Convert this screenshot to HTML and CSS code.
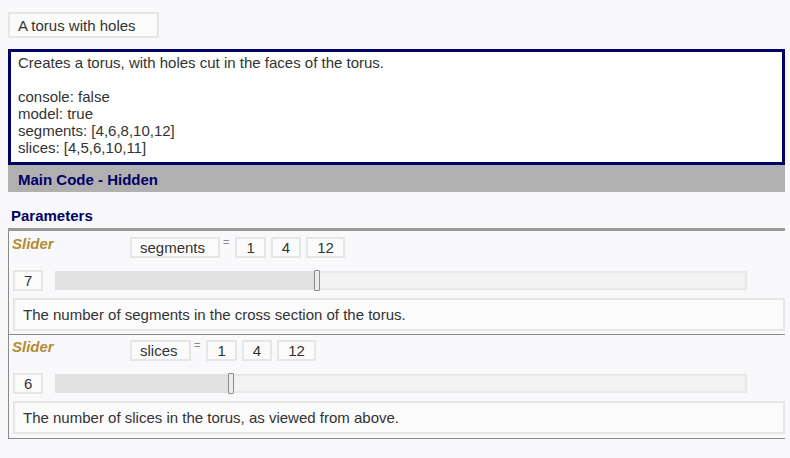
FILE: index.html
```html
<!DOCTYPE html>
<html>
<head>
<meta charset="utf-8">
<link rel="stylesheet" href="styles.css">
</head>
<body>
<div class="page">
  <div class="title">A torus with holes</div>
  <div class="desc">
    <div>Creates a torus, with holes cut in the faces of the torus.</div>
    <div class="blank">&nbsp;</div>
    <div>console: false</div>
    <div>model: true</div>
    <div>segments: [4,6,8,10,12]</div>
    <div>slices: [4,5,6,10,11]</div>
  </div>
  <div class="codebar">Main Code - Hidden</div>
  <div class="params-title">Parameters</div>
  <div class="params">
    <div class="slider">
      <div class="row head">
        <div class="kind">Slider</div>
        <div class="box name name-seg">segments</div>
        <div class="eq">=</div>
        <div class="nums">
          <div class="box num">1</div>
          <div class="box num">4</div>
          <div class="box num">12</div>
        </div>
      </div>
      <div class="row ctrl">
        <div class="box num val">7</div>
        <div class="track">
          <div class="fill" style="width: 37.5%"></div>
          <div class="thumb" style="left: 37.5%"></div>
        </div>
      </div>
      <div class="help">The number of segments in the cross section of the torus.</div>
    </div>
    <div class="slider">
      <div class="row head">
        <div class="kind">Slider</div>
        <div class="box name name-sli">slices</div>
        <div class="eq">=</div>
        <div class="nums">
          <div class="box num">1</div>
          <div class="box num">4</div>
          <div class="box num">12</div>
        </div>
      </div>
      <div class="row ctrl">
        <div class="box num val">6</div>
        <div class="track">
          <div class="fill" style="width: 25%"></div>
          <div class="thumb" style="left: 25%"></div>
        </div>
      </div>
      <div class="help">The number of slices in the torus, as viewed from above.</div>
    </div>
  </div>
</div>
</body>
</html>
```

FILE: styles.css
```css
html, body {
  margin: 0;
  padding: 0;
  background: #f9f9fb;
}
body {
  font-family: "Liberation Sans", Arial, sans-serif;
  font-size: 15px;
  line-height: 17px;
  color: #333333;
}
.page {
  width: 777px;
  padding: 12px 0 0 8px;
}
.title {
  display: inline-block;
  box-sizing: border-box;
  width: 151px;
  height: 26px;
  border: 2px solid #e6e6e6;
  background: #fbfbfc;
  padding: 3px 8px 2px 8px;
  vertical-align: top;
}
.desc {
  margin-top: 11px;
  border: 3px solid #000066;
  background: #ffffff;
  padding: 2px 7px 6px 7px;
}
.codebar {
  background: #b0b0b0;
  color: #000066;
  font-weight: bold;
  height: 27px;
  box-sizing: border-box;
  padding: 6px 0 0 10px;
}
.params-title {
  color: #000066;
  font-weight: bold;
  padding: 15px 0 0 3px;
  margin-bottom: 4px;
}
.params {
  border-top: 3px solid #999999;
}
.slider {
  border-left: 1px solid #8a8a8a;
  border-bottom: 1px solid #8a8a8a;
  padding: 6px 0 3px 4px;
}
.slider + .slider {
  padding-top: 5px;
  padding-bottom: 4px;
}
.row {
  display: flex;
}
.head {
  align-items: flex-start;
}
.kind {
  width: 118px;
  margin-left: -1px;
  margin-top: -2px;
  color: #b38c35;
  font-weight: bold;
  font-style: italic;
}
.box {
  box-sizing: border-box;
  height: 21px;
  border: 2px solid #e6e6e6;
  background: #fbfbfc;
  padding: 0 9px;
  line-height: 17px;
}
.name {
  padding-left: 8px;
}
.name-seg { width: 90px; }
.name-sli { width: 61px; }
.eq {
  font-size: 11px;
  line-height: 11px;
  color: #888888;
  padding: 0 6px 0 3px;
}
.nums {
  display: flex;
  gap: 5px;
}
.ctrl {
  margin-top: 12px;
  align-items: center;
}
.val {
  width: 30px;
}
.track {
  position: relative;
  box-sizing: border-box;
  margin-left: 12px;
  width: 692px;
  height: 19px;
  border: 2px solid #e8e8e8;
  background: #f3f3f3;
}
.fill {
  height: 100%;
  background: #e2e2e2;
  margin: -2px 0 0 -2px;
  padding: 2px 0 2px 2px;
}
.thumb {
  position: absolute;
  top: -3px;
  width: 4px;
  height: 19px;
  margin-left: -1px;
  border: 1px solid #8c8c8c;
  border-radius: 1px;
  background: #ececec;
}
.help {
  margin-top: 7px;
  box-sizing: border-box;
  height: 33px;
  border: 2px solid #e6e6e6;
  background: #fbfbfc;
  padding: 6px 8px;
}
```
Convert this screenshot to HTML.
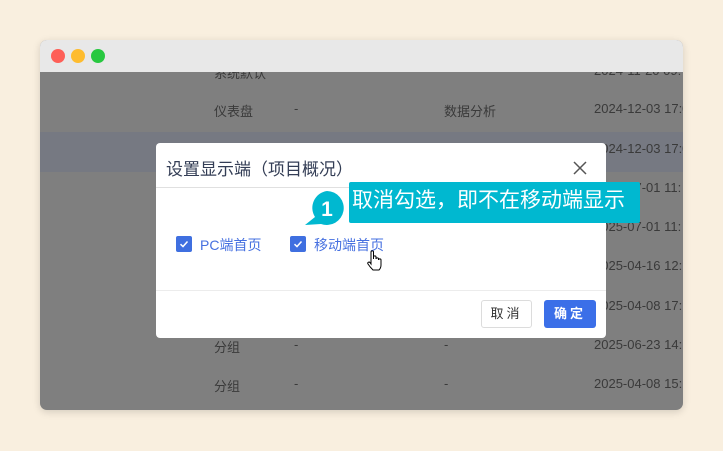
<!DOCTYPE html><html><head><meta charset="utf-8"><style>
*{margin:0;padding:0;box-sizing:border-box}
body{width:723px;height:451px;background:#f9efdf;font-family:"Liberation Sans","Noto Sans CJK SC",sans-serif;position:relative;overflow:hidden}
.win{position:absolute;left:40px;top:40px;width:643px;height:370px;border-radius:7px;overflow:hidden;background:#7f7f7f;box-shadow:0 2px 8px rgba(0,0,0,.15)}
.bar{position:absolute;left:0;top:0;width:100%;height:32px;background:#e8e8e8;z-index:2}
.dot{position:absolute;top:9px;width:14px;height:14px;border-radius:50%}
.t{position:absolute;font-size:13px;color:#3a3a3a;white-space:nowrap}
.hl{position:absolute;left:0;top:92px;width:100%;height:40px;background:#767982}
.modal{position:absolute;left:156px;top:143px;width:450px;height:195px;background:#fff;border-radius:4px}
.cb{position:absolute;top:93px;width:16px;height:16px;background:#3f6fe0;border-radius:2px}
.lbl{position:absolute;top:92px;font-size:14px;color:#4670e0}
.btn{position:absolute;top:157px;height:28px;border-radius:3px;font-size:13px;text-align:center;line-height:26px;letter-spacing:3px}
</style></head><body>
<div class="win">
<div class="hl"></div>
<div class="bar"><div class="dot" style="left:11px;background:#fe5f57"></div><div class="dot" style="left:31px;background:#febc2e"></div><div class="dot" style="left:51px;background:#28c840"></div></div>
<div class="t" style="left:174px;top:23px">系统默认</div><div class="t" style="left:254px;top:23px">-</div><div class="t" style="left:404px;top:23px">-</div><div class="t" style="left:554px;top:23px">2024-11-20 09:</div>
<div class="t" style="left:174px;top:61px">仪表盘</div><div class="t" style="left:254px;top:61px">-</div><div class="t" style="left:404px;top:61px">数据分析</div><div class="t" style="left:554px;top:61px">2024-12-03 17:0</div>
<div class="t" style="left:554px;top:101px">2024-12-03 17:0</div>
<div class="t" style="left:554px;top:140px">2025-07-01 11:</div>
<div class="t" style="left:554px;top:179px">2025-07-01 11:</div>
<div class="t" style="left:554px;top:218px">2025-04-16 12:</div>
<div class="t" style="left:554px;top:258px">2025-04-08 17:</div>
<div class="t" style="left:174px;top:297px">分组</div><div class="t" style="left:254px;top:297px">-</div><div class="t" style="left:404px;top:297px">-</div><div class="t" style="left:554px;top:297px">2025-06-23 14:</div>
<div class="t" style="left:174px;top:336px">分组</div><div class="t" style="left:254px;top:336px">-</div><div class="t" style="left:404px;top:336px">-</div><div class="t" style="left:554px;top:336px">2025-04-08 15:</div>
</div>
<div class="modal">
<div style="position:absolute;left:10px;top:12px;font-size:17px;color:#333d55">设置显示端（项目概况）</div>
<svg style="position:absolute;left:417px;top:18px" width="14" height="14"><path d="M1 1L13 13M13 1L1 13" stroke="#555" stroke-width="1.5"/></svg>
<div style="position:absolute;left:0;top:44px;width:100%;height:1px;background:#e0e0e0"></div>
<div class="cb" style="left:20px"><svg width="16" height="16"><path d="M4.5 8.2L7 10.5L11.5 5.5" stroke="#fff" stroke-width="1.5" fill="none"/></svg></div>
<div class="lbl" style="left:44px">PC端首页</div>
<div class="cb" style="left:134px"><svg width="16" height="16"><path d="M4.5 8.2L7 10.5L11.5 5.5" stroke="#fff" stroke-width="1.5" fill="none"/></svg></div>
<div class="lbl" style="left:158px">移动端首页</div>
<div style="position:absolute;left:0;top:147px;width:100%;height:1px;background:#ececec"></div>
<div class="btn" style="left:325px;width:51px;border:1px solid #dcdcdc;color:#333">取消</div>
<div class="btn" style="left:388px;width:52px;background:#3b6fe8;color:#fff;font-weight:bold;line-height:28px">确定</div>
</div>
<svg style="position:absolute;left:300px;top:188px" width="50" height="40"><path d="M27 3a17 17 0 1 1-6 33L5 37L15 29A17 17 0 0 1 27 3z" fill="#00b8d0"/><text x="27" y="28" font-size="21" font-weight="bold" fill="#fff" text-anchor="middle" font-family="Liberation Sans">1</text></svg>
<div style="position:absolute;left:349px;top:182px;width:291px;height:41px;background:#00b8d0;border-radius:2px;color:#fff;font-size:21px;line-height:38px;padding-left:3px;white-space:nowrap">取消勾选，即不在移动端显示</div>
<svg style="position:absolute;left:366px;top:250px" width="18" height="22"><path d="M5 2c0-1.5 2.5-1.5 2.5 0v7l0-2c0-1.5 2.5-1.5 2.5 0v2c0-1.5 2.5-1.5 2.5 0v1c0-1.5 2.5-1.5 2.5 0v5c0 2-1 4-2 5H7c-1-1-3-3-5-6c-1-1.5 1-2.5 2-1.5L5 14z" fill="#fff" stroke="#000" stroke-width="1"/></svg>
</body></html>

» **Exercise description**
Calculate how many lines of the material include the string "Convert", and state that number by itself.

» **Result of the task**
2